▶ [WHAT NEEDS TO BE DONE] Your output is the lines from the first one to the one containing "const GRID_ROWS = 20;", repeated exactly, with images left out.

▶ [MATERIAL]
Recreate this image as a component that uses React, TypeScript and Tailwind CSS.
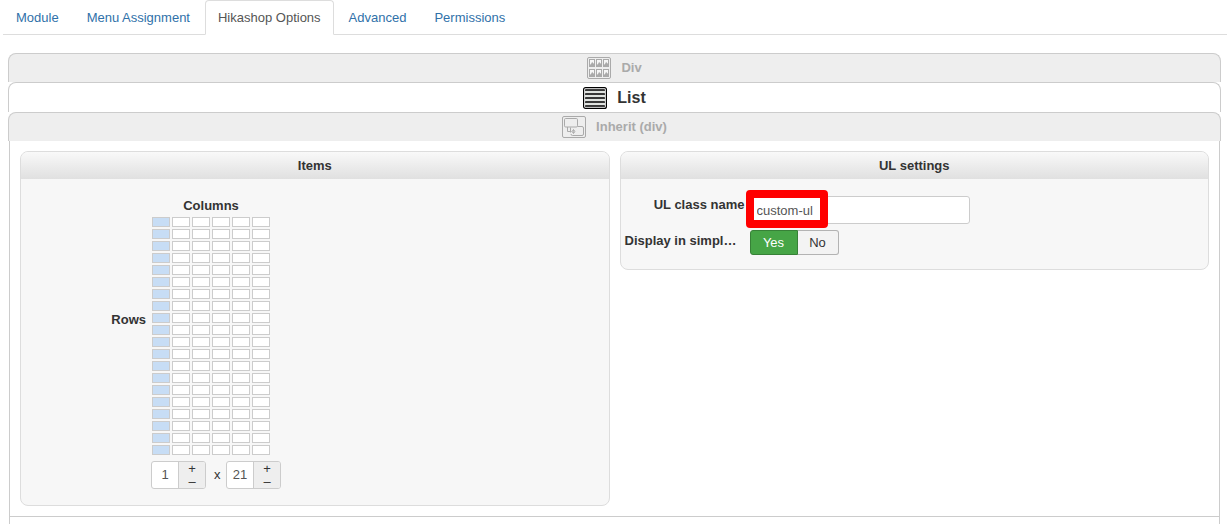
import { useState } from "react";
import type { ReactNode } from "react";
import clsx from "clsx";

const tabs = [
  "Module",
  "Menu Assignment",
  "Hikashop Options",
  "Advanced",
  "Permissions"
];

const GRID_COLUMNS = 6;
const GRID_ROWS = 20;

const DivIcon = () => (
  <svg width="24" height="22" viewBox="0 0 24 22" fill="none">
    <rect x="0.5" y="0.5" width="23" height="21" rx="1.5" stroke="currentColor" />
    {[2, 12].map((y) =>
      [2, 9, 16].map((x) => (
        <g key={`${x}-${y}`}>
          <rect x={x + 0.5} y={y + 0.5} width="5" height="7" fill="#f6f6f6" stroke="currentColor" />
          <path
            d={`M${x + 1} ${y + 7.5}v-1.8l1-.7 1.2-2.2 1 1.7.8-.3v3.3z`}
            fill="currentColor"
          />
        </g>
      ))
    )}
  </svg>
);

const ListIcon = () => (
  <svg width="24" height="22" viewBox="0 0 24 22" fill="none">
    <rect x="0.6" y="0.6" width="22.8" height="20.8" rx="2" fill="#fff" stroke="#000" strokeWidth="1.2" />
    <path d="M2 3h20v16H2z" fill="#e0e3e0" />
    <path
      d="M2.8 3h18.4M2.8 7h18.4M2.8 11h18.4M2.8 15h18.4M2.8 19h18.4"
      stroke="#000"
      strokeWidth="1.7"
      strokeLinecap="round"
    />
  </svg>
);

const InheritIcon = () => (
  <svg width="24" height="22" viewBox="0 0 24 22" fill="none" stroke="currentColor">
    <rect x="0.5" y="0.5" width="23" height="21" rx="1.5" />
    <rect x="2.5" y="2.5" width="13" height="8.5" rx="1.2" />
    <path d="M15.5 10.5h4.5a1.5 1.5 0 0 1 1.5 1.5v6a1.5 1.5 0 0 1-1.5 1.5h-9.5a1.5 1.5 0 0 1-1.5-1.5" />
    <path d="M5.5 11v4.5h4M8.5 11.5v5" />
    <path d="M11.5 13v5" strokeWidth="0.7" />
    <circle cx="11.5" cy="15.5" r="1.3" />
  </svg>
);

const layouts = [
  { id: "div", label: "Div", Icon: DivIcon },
  { id: "list", label: "List", Icon: ListIcon },
  { id: "inherit", label: "Inherit (div)", Icon: InheritIcon }
];

const Panel = ({ title, children }: { title: string; children: ReactNode }) => (
  <section className="min-w-0 flex-1 overflow-hidden rounded-lg border border-[#ddd] bg-[#f7f7f7]">
    <h2 className="h-[27px] bg-linear-to-b from-[#f9f9f9] to-[#e0e0e0] text-center font-bold leading-[27px]">
      {title}
    </h2>
    {children}
  </section>
);

type StepperProps = {
  label: string;
  value: number;
  onChange: (value: number) => void;
};

const Stepper = ({ label, value, onChange }: StepperProps) => (
  <div className="flex h-7 w-[55px] overflow-hidden rounded-[3px] border border-[#ccc] bg-white">
    <input
      aria-label={label}
      className="w-[26px] text-center text-[#555] outline-none"
      value={value}
      onChange={(e) => onChange(Number(e.target.value) || 1)}
    />
    <div className="flex flex-1 flex-col border-l border-[#ccc] bg-[#eee]">
      <button type="button" className="h-[13px] leading-[13px]" onClick={() => onChange(value + 1)}>
        +
      </button>
      <button
        type="button"
        className="h-[13px] leading-[13px]"
        onClick={() => onChange(Math.max(1, value - 1))}
      >
        –
      </button>
    </div>
  </div>
);

const ItemsPanel = () => {
  const [columns, setColumns] = useState(1);
  const [rows, setRows] = useState(21);

  return (
    <Panel title="Items">
      <div className="grid grid-cols-[125px_auto] justify-start gap-x-1.5 pt-[18px] pb-1.5">
        <div className="col-start-2 text-center font-bold">Columns</div>
        <div className="pt-24 text-right font-bold">Rows</div>
        <div className="grid grid-cols-[repeat(6,18px)] gap-0.5 pt-0.5">
          {Array.from({ length: GRID_ROWS * GRID_COLUMNS }, (_, i) => {
            const column = (i % GRID_COLUMNS) + 1;
            const row = Math.floor(i / GRID_COLUMNS) + 1;
            return (
              <button
                key={i}
                type="button"
                aria-label={`${column} x ${row}`}
                className={clsx(
                  "h-2.5 border border-[#ccc]",
                  column <= columns && row <= rows ? "bg-[#c7ddf5]" : "bg-white"
                )}
                onClick={() => {
                  setColumns(column);
                  setRows(row);
                }}
              />
            );
          })}
        </div>
      </div>
      <div className="flex items-center pb-4 pl-[130px]">
        <Stepper label="Columns" value={columns} onChange={setColumns} />
        <span className="w-5 pl-2">x</span>
        <Stepper label="Rows" value={rows} onChange={setRows} />
      </div>
    </Panel>
  );
};

const UlSettingsPanel = () => {
  const [className, setClassName] = useState("custom-ul");
  const [simplified, setSimplified] = useState(true);

  return (
    <Panel title="UL settings">
      <div className="flex flex-col gap-1.5 pt-[17px] pr-5 pb-3.5 pl-1">
        <div className="flex gap-[5px]">
          <label htmlFor="ul-class" className="w-[120px] text-right font-bold">
            UL class name
          </label>
          <div className="relative">
            <input
              id="ul-class"
              className="h-7 w-[220px] rounded-[3px] border border-[#ccc] bg-white px-1.5 text-[#555] outline-none"
              value={className}
              onChange={(e) => setClassName(e.target.value)}
            />
            <div className="pointer-events-none absolute -top-1.5 -left-1 h-[38px] w-[82px] rounded-sm border-8 border-[#f00]" />
          </div>
        </div>
        <div className="flex gap-[5px]">
          <span className="w-[120px] pt-0.5 font-bold">Display in simpl…</span>
          <div className="flex h-[25px]">
            <button
              type="button"
              aria-pressed={simplified}
              className="w-12 rounded-l-[3px] border border-[#378137] bg-[#46a546] text-white"
              onClick={() => setSimplified(true)}
            >
              Yes
            </button>
            <button
              type="button"
              aria-pressed={!simplified}
              className="w-[41px] rounded-r-[3px] border border-l-0 border-[#b3b3b3] bg-[#f3f3f3]"
              onClick={() => setSimplified(false)}
            >
              No
            </button>
          </div>
        </div>
      </div>
    </Panel>
  );
};

export default function App() {
  const [layout, setLayout] = useState("list");

  return (
    <div className="bg-white font-['Liberation_Sans',Arial,sans-serif] text-[13px] leading-[18px] text-[#333]">
      <nav className="mr-1 ml-[3px] flex gap-0.5 border-b border-[#ddd]">
        {tabs.map((tab) => (
          <a
            key={tab}
            href="#"
            className={clsx(
              "-mb-px rounded-t border px-3 pt-2 pb-[7px]",
              tab === "Hikashop Options"
                ? "border-[#ddd] border-b-white bg-white text-[#555]"
                : "border-transparent text-[#3071a9]"
            )}
          >
            {tab}
          </a>
        ))}
      </nav>

      <main className="mt-[18px] mr-2.5 ml-2">
        {layouts.map(({ id, label, Icon }) => (
          <button
            key={id}
            type="button"
            className={clsx(
              "flex w-full items-center justify-center gap-2.5 rounded-t-lg border border-b-0 border-[#ccc] font-bold",
              id === layout ? "h-[30px] bg-white text-base" : "h-[29px] bg-[#eee] text-[#aaa]"
            )}
            onClick={() => setLayout(id)}
          >
            <Icon />
            {label}
          </button>
        ))}

        <div className="mx-px border-x border-[#ccc] pb-[7px]">
          <div className="flex items-start gap-2.5 border-b border-[#ccc] p-2.5">
            <ItemsPanel />
            <UlSettingsPanel />
          </div>
        </div>
      </main>
    </div>
  );
}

▶ [WRITTEN ANSWER]
Recreate this image as a component that uses React, TypeScript and Tailwind CSS.
import { useState } from "react";
import type { ReactNode } from "react";
import clsx from "clsx";

const tabs = [
  "Module",
  "Menu Assignment",
  "Hikashop Options",
  "Advanced",
  "Permissions"
];

const GRID_COLUMNS = 6;
const GRID_ROWS = 20;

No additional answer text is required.